The morning broke brilliantly, and the first thing we discovered on
rising was, that two of the horses had broken their fastenings during
the night, and strayed. As we could not afford to lose the animals,
José and Horry were despatched lo look after them, and they grumbled
not a little at being thus sent off from the scene of golden operations;
but Bradley, producing a rifle, swore that he would shoot them both
unless they obeyed orders; so, after a little altercation, away they
went.

Breakfast was soon despatched, and the question as to the day's
operations asked. Don Luis was the only one who, on the score of its
being Sunday, would not go to the diggings. He had no objection to
amuse himself on Sunday, but he would not work. To get over the
difficulty, we agreed to go upon the principle of every man keeping his
own findings, our bonds of unity as a party to extend merely to mutual
protection and defence. Leaving Don Luis, then, smoking in the tent,
we proceeded to work, and found that the great majority of the
gold-finders appeared to entertain our opinions, or at all events to
imitate our practice, as to labouring on the Sunday.

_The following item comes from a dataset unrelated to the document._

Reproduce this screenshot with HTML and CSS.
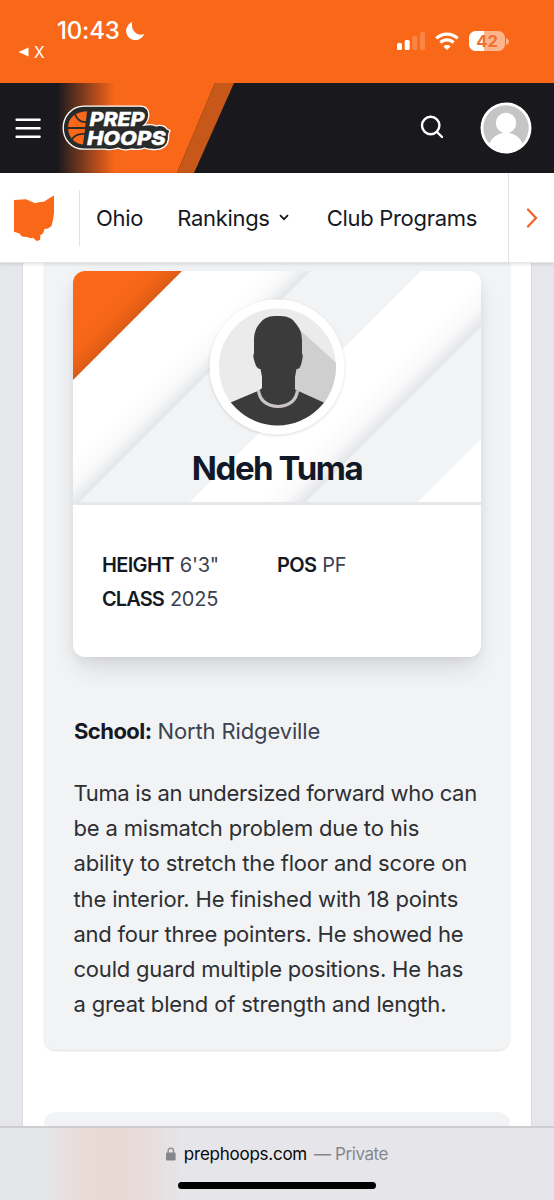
FILE: index.html
```
<!DOCTYPE html>
<html lang="en">
<head>
<meta charset="utf-8">
<title>Prep Hoops</title>
<link rel="stylesheet" href="styles.css">
</head>
<body>
<div class="screen">
  <header class="status">
    <div class="status-left">
      <div class="clock"><span>10:43</span>
        <svg width="20" height="20" viewBox="0 0 20 20"><path d="M7.2 1.1A9.3 9.3 0 1 0 19.2 13C13 15.500 5.500 10.500 7.200 1.100Z" fill="#fff"/></svg>
      </div>
      <div class="back"><svg width="11" height="10" viewBox="0 0 11 10"><path d="M0.5 5 10.5 .4V9.6Z" fill="#fff"/></svg><span>X</span></div>
    </div>
    <div class="status-right">
      <svg class="signal" width="28" height="18" viewBox="0 0 28 18" fill="#fff"><rect y="11" width="5" height="7" rx="1.5"/><rect x="7.7" y="8" width="5" height="10" rx="1.5"/><rect x="15.3" y="4" width="5" height="14" rx="1.5" opacity=".2"/><rect x="23" width="5" height="18" rx="1.5" opacity=".2"/></svg>
      <svg class="wifi" width="24" height="18" viewBox="0 0 24 18" fill="none" stroke="#fff" stroke-width="3.2"><path d="M1.3 6.4a15.4 15.4 0 0 1 21.4 0M5.4 10.6a9.5 9.5 0 0 1 13.2 0"/><path d="M12 17.9 8.4 14.4a5.2 5.2 0 0 1 7.2 0Z" fill="#fff" stroke="none"/></svg>
      <div class="battery"><span class="level">42</span><svg width="3" height="7" viewBox="0 0 3 7"><path d="M0 0q3 1.2 3 3.5T0 7Z" fill="#fff" opacity=".5"/></svg></div>
    </div>
  </header>

  <nav class="topbar">
    <svg class="flash" width="234" height="90" viewBox="0 0 234 90">
      <defs><linearGradient id="fade" gradientUnits="userSpaceOnUse" x1="57" y1="0" x2="115" y2="0"><stop offset="0" stop-color="#18181d"/><stop offset=".3" stop-color="#5b301f"/><stop offset=".7" stop-color="#b84e1b"/><stop offset="1" stop-color="#f96818"/></linearGradient></defs>
      <path d="M57 0H215L177 90H57Z" fill="url(#fade)"/><path d="M215 0h19l-40 90h-17Z" fill="#c85819"/>
    </svg>
    <svg class="menu" width="26" height="21" viewBox="0 0 26 21" stroke="#fff" stroke-width="2.4" stroke-linecap="round"><path d="M1.6 1.7h23M1.6 10.2h23M1.6 18.8h23"/></svg>
    <svg class="logo" width="110" height="46" viewBox="0 0 110 46">
      <path d="M22 1.2H78C84 1.2 87.5 5 86.7 11C86.2 15 84.5 18 82 20.2C88 19 91 19.5 94 21C98 19.5 103 20.5 105 24L108 25.5L106.5 30L106.5 34C105.5 42 99 45 91 44.5C87 44.5 84.5 44 82.5 43C80 44.5 73 44.8 69 44C64 45.5 60 45 56 43.2C50 45.5 46 44.5 43 44.2H22C9 44.2 1.2 34 1.2 23S9 1.2 22 1.2Z" fill="#292b2b" stroke="#fff" stroke-width="1.3"/>
      <path d="M25 6.2C13 6.7 6.3 13 6.1 22H23.2ZM6.1 24C7 33 12.5 38.5 21 39.5L23 24Z" fill="#f96818"/>
      <path d="M13 9C15 15.5 19 17.2 24 17.1M9.5 35.5C12 30 17 28.5 23 29" fill="none" stroke="#292b2b" stroke-width="1.7"/>
      <g fill="#fff" stroke="#fff" stroke-width=".4" class="logo-text"><text x="27.500" y="20.500" font-size="18.800" textLength="55" lengthAdjust="spacingAndGlyphs">PREP</text><text x="25" y="39.5" font-size="19" textLength="78.500" lengthAdjust="spacingAndGlyphs">HOOPS</text></g>
    </svg>
    <svg class="search" width="24" height="24" viewBox="0 0 24 24" fill="none" stroke="#fff" stroke-width="2.4" stroke-linecap="round"><circle cx="10.7" cy="10.5" r="8.7"/><path d="m17 17 5 5"/></svg>
    <svg class="user" width="52" height="52" viewBox="0 0 52 52"><circle cx="26" cy="26" r="25.5" fill="#fff"/><circle cx="26" cy="26" r="22.7" fill="#c5c5c5"/><circle cx="26" cy="21" r="10.2" fill="#fff"/><path d="M22.5 28h7v3c7 1.5 12 6 13.5 12.5Q37 50.7 26 50.8 15 50.7 9 43.5C10.500 37 15.500 32.500 22.500 31Z" fill="#fff"/></svg>
  </nav>

  <nav class="subnav">
    <div class="state"><svg width="42" height="47" viewBox="0 0 42 47"><path d="M1 5 9 4.500 13 4.200 17 6 22 8.200 27 7 31 6.800 35 4 41 .4V18L40 25 38.500 31 35 33.500 31.500 34 30 38.500 27.500 40 27 45 23.500 46 20 42.700 17.500 43.200 14 42 9 41.500 6.500 38.500 1 36.800Z" fill="#f96818"/></svg></div>
    <div class="links">
      <a class="ohio">Ohio</a>
      <a class="rankings"><span>Rankings</span><svg width="10" height="7" viewBox="0 0 10 7" fill="none" stroke="#151923" stroke-width="1.8"><path d="M1 1.100 5 5.200 9 1.100"/></svg></a>
      <a class="clubs">Club Programs</a>
    </div>
    <div class="next"><svg width="12" height="20" viewBox="0 0 12 20" fill="none" stroke="#f0642a" stroke-width="2.300" stroke-linecap="round"><path d="m2 1.500 8 8.500-8 8.500"/></svg></div>
  </nav>

  <main class="page">
    <div class="sheet">
      <section class="panel">
        <article class="player">
          <div class="hero">
            <svg class="stripes" width="408" height="231" viewBox="0 0 408 231">
              <defs>
                <linearGradient id="warm" gradientUnits="userSpaceOnUse" x1="34" y1="34" x2="55" y2="55"><stop offset="0" stop-color="#f96818"/><stop offset=".5" stop-color="#f16417"/><stop offset="1" stop-color="#dc5a15"/></linearGradient>
                <linearGradient id="s1" gradientUnits="userSpaceOnUse" x1="95" y1="95" x2="119" y2="119"><stop offset="0" stop-color="#fff"/><stop offset=".55" stop-color="#f9f9fa"/><stop offset="1" stop-color="#e3e5e7"/></linearGradient>
                <linearGradient id="s2" gradientUnits="userSpaceOnUse" x1="208" y1="208" x2="232" y2="232"><stop offset="0" stop-color="#fff"/><stop offset=".55" stop-color="#f9f9fa"/><stop offset="1" stop-color="#e3e5e7"/></linearGradient>
              </defs>
              <path d="M0 0H109L0 109Z" fill="url(#warm)"/>
              <path d="M182 0h56L0 238v-56Z" fill="url(#s1)"/>
              <path d="M238 0h110L117 231H7Z" fill="#f2f3f5"/>
              <path d="M408 0V56L233 231H177Z" fill="url(#s2)"/>
              <path d="M408 56v112l-63 63H233Z" fill="#f2f3f5"/>
            </svg>
            <svg class="portrait" width="136" height="136" viewBox="209 299 136 136">
              <clipPath id="round"><circle cx="277.500" cy="367" r="58.500"/></clipPath>
              <circle cx="277" cy="367" r="67.500" fill="#fff"/>
              <g clip-path="url(#round)"><path d="M209 299h136v136H209Z" fill="#ebebeb"/><path d="M300 330 345 371V412L290 392Z" fill="#cfcfcf"/>
              <path d="M261 322C265 317 270 316 277 316C286 316 291 317 294.500 322C300 328 302 333 302 341V353.500C303.300 355 302.500 359 301.500 363C300.300 368 299 369 296.500 369L295 377V389.500L327 404V436H227V404L259 390.500L262 388V377L260.500 369C258 369 256 367 255 363C253.700 359 252.500 355 254 353.500V341C254 333 256 327 261 322Z" fill="#3b3b3b"/>
              <path d="M258.500 390.500C259.500 400 267 406.500 278 406.500C289 406.500 296.500 400 297.500 390.500" fill="none" stroke="#cbc5c6" stroke-width="3.200"/></g>
            </svg>
            <h1>Ndeh Tuma</h1>
          </div>
          <dl class="facts">
            <div class="height"><dt>HEIGHT</dt><dd>6'3"</dd></div>
            <div class="pos"><dt>POS</dt><dd>PF</dd></div>
            <div class="class"><dt>CLASS</dt><dd>2025</dd></div>
          </dl>
        </article>
        <p class="school"><b>School:</b> <span>North Ridgeville</span></p>
        <p class="bio"><span class="l1">Tuma is an undersized forward who can</span><br><span class="l2">be a mismatch problem due to his</span><br><span class="l3">ability to stretch the floor and score on</span><br><span class="l4">the interior. He finished with 18 points</span><br><span class="l5">and four three pointers. He showed he</span><br><span class="l6">could guard multiple positions. He has</span><br><span class="l7">a great blend of strength and length.</span></p>
      </section>
      <section class="panel upcoming"></section>
    </div>
  </main>

  <footer class="browser">
    <div class="address"><svg width="10" height="14" viewBox="0 0 10 14"><rect y="5.500" width="9.600" height="8" rx="1.200" fill="#85868a"/><path d="M2.100 6V3.800a2.700 2.700 0 0 1 5.400 0V6" fill="none" stroke="#85868a" stroke-width="1.300"/></svg><span class="domain">prephoops.com</span><span class="private">— Private</span></div>
    <div class="home"></div>
  </footer>
</div>
</body>
</html>
```
FILE: styles.css
```
* { box-sizing: border-box; }
body { margin: 0; font-family: Inter, "Liberation Sans", sans-serif; color: #151923; }
svg { display: block; flex: none; }
.screen { width: 554px; height: 1200px; display: flex; flex-direction: column; overflow: hidden; background: #e5e7eb; }

.status { height: 83px; flex: none; background: #f96818; color: #fff; display: flex; justify-content: space-between; }
.status-left { padding: 16px 0 0 18px; }
.clock { display: flex; align-items: center; height: 29px; gap: 5px; padding-left: 39px; font-size: 24px; font-weight: 500; letter-spacing: -.2px; }
.back { display: flex; align-items: center; gap: 5px; height: 14px; font-size: 15.500px; }
.status-right { display: flex; align-items: flex-start; padding: 32px 45px 0 0; }
.wifi { margin-left: 10px; }
.battery { display: flex; align-items: center; gap: 1px; margin: -1px 0 0 10px; }
.level { width: 36px; height: 20px; border-radius: 6.500px; background: linear-gradient(90deg, #fff 43%, #fcb48b 43%); color: #ee7036; font-size: 16.500px; line-height: 20px; font-weight: 700; text-align: center; }

.topbar { height: 90px; flex: none; position: relative; display: flex; align-items: center; background: #18181d; padding: 0 22px 0 15px; }
.flash { position: absolute; left: 0; top: 0; }
.menu, .logo { position: relative; }
.logo { margin-left: 21px; }
.logo-text { font-family: Inter, sans-serif; font-weight: 800; font-style: italic; }
.search { margin: 0 0 2px auto; }
.user { margin-left: 36px; }

.subnav { height: 90px; flex: none; display: flex; position: relative; z-index: 1; align-items: center; background: #fff; border-bottom: 1px solid #e4e5e7; box-shadow: 0 1px 4px #0002; font-size: 22px; letter-spacing: -.3px; }
.state { width: 80px; height: 56px; border-right: 1px solid #dfe1e5; padding: 5px 0 0 13px; }
.links { flex: 1; display: flex; align-items: center; padding-left: 16px; }
.rankings { display: flex; align-items: center; gap: 9px; margin-left: 34px; }
.clubs { margin-left: 38px; }
.next { width: 46px; height: 90px; border-left: 1px solid #dfe1e5; padding: 35px 0 0 17px; }

.page { flex: 1; min-height: 0; overflow: hidden; padding: 0 23px; }
.sheet { background: #fff; height: 864px; padding: 0 21px; box-shadow: 0 0 2px #0002; }
.panel { background: #f2f3f5; border-radius: 0 0 12px 12px; box-shadow: 0 1px 2px #0002; height: 787px; padding: 8px 29px 0; }
.upcoming { border-radius: 12px 12px 0 0; height: 30px; margin-top: 62px; box-shadow: none; }
.player { height: 386px; background: #fff; border-radius: 12px; overflow: hidden; box-shadow: 0 14px 24px -3px #0000001c, 0 3px 8px #0000000d; }
.hero { position: relative; height: 234px; border-bottom: 3px solid #e5e7eb; display: flex; flex-direction: column; align-items: center; padding-top: 28px; }
.stripes { position: absolute; left: 0; top: 0; }
.portrait { position: relative; filter: drop-shadow(0 1px 1.500px #0002); }
h1 { position: relative; margin: 12px 0 0; font-size: 33px; line-height: 42px; font-weight: 700; letter-spacing: -1.450px; white-space: nowrap; color: #111827; }
.facts { display: grid; grid-template-columns: 175px 1fr; grid-auto-rows: 34px; margin: 0; padding: 43px 29px 0; font-size: 20px; line-height: 34px; }
.facts div { display: flex; gap: 6px; }
dt { font-weight: 600; letter-spacing: -.65px; }
dd { margin: 0; color: #3b4250; letter-spacing: -.25px; }
.class dt { letter-spacing: -.9px; }
.school { margin: 57px 0 0; padding-left: 1px; font-size: 22px; line-height: 35px; white-space: nowrap; letter-spacing: -.14px; }
.school b { letter-spacing: -.55px; }
.school span { color: #3b4250; }
.bio { margin: 27px 0 0; padding-left: .5px; font-size: 22px; line-height: 35.200px; color: #2d2f33; white-space: nowrap; }
.l1 { letter-spacing: -.33px; }
.l2 { letter-spacing: -.17px; }
.l3 { letter-spacing: -.2px; }
.l4 { letter-spacing: -.14px; }
.l5 { letter-spacing: -.25px; }
.l6 { letter-spacing: -.2px; }
.l7 { letter-spacing: -.17px; }

.browser { height: 74px; flex: none; border-top: 2px solid #ceced2; background: linear-gradient(90deg, #e4e6ea 45px, #e7dfe0 65px, #e9dad6 90px, #e9d9d4 120px, #e7dedd 155px, #e6e6ea 185px); display: flex; flex-direction: column; align-items: center; padding-top: 14px; }
.address { display: flex; align-items: center; gap: 8px; height: 24px; font-size: 17px; color: #08080a; white-space: nowrap; letter-spacing: -.25px; }
.private { color: #85868b; margin-left: -1px; letter-spacing: -.4px; }
.home { width: 198px; height: 7px; border-radius: 4px; background: #000; margin-top: 16px; }
```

I had now leisure
more particularly to remark the nature of the soil in which the gold
was found. The dust is found amid the shingle actually below water, but
the most convenient way of proceeding is to take the soil from that
portion of the bed which has been overflowed but is now dry. It is
principally of a gravelly nature, full of small stones, composed, as
far as I could make out, of a species of jasper and milky quality,
mingled with fragments of slate and splinters of basalt. The general
opinion is, that the gold has been washed down from the hills.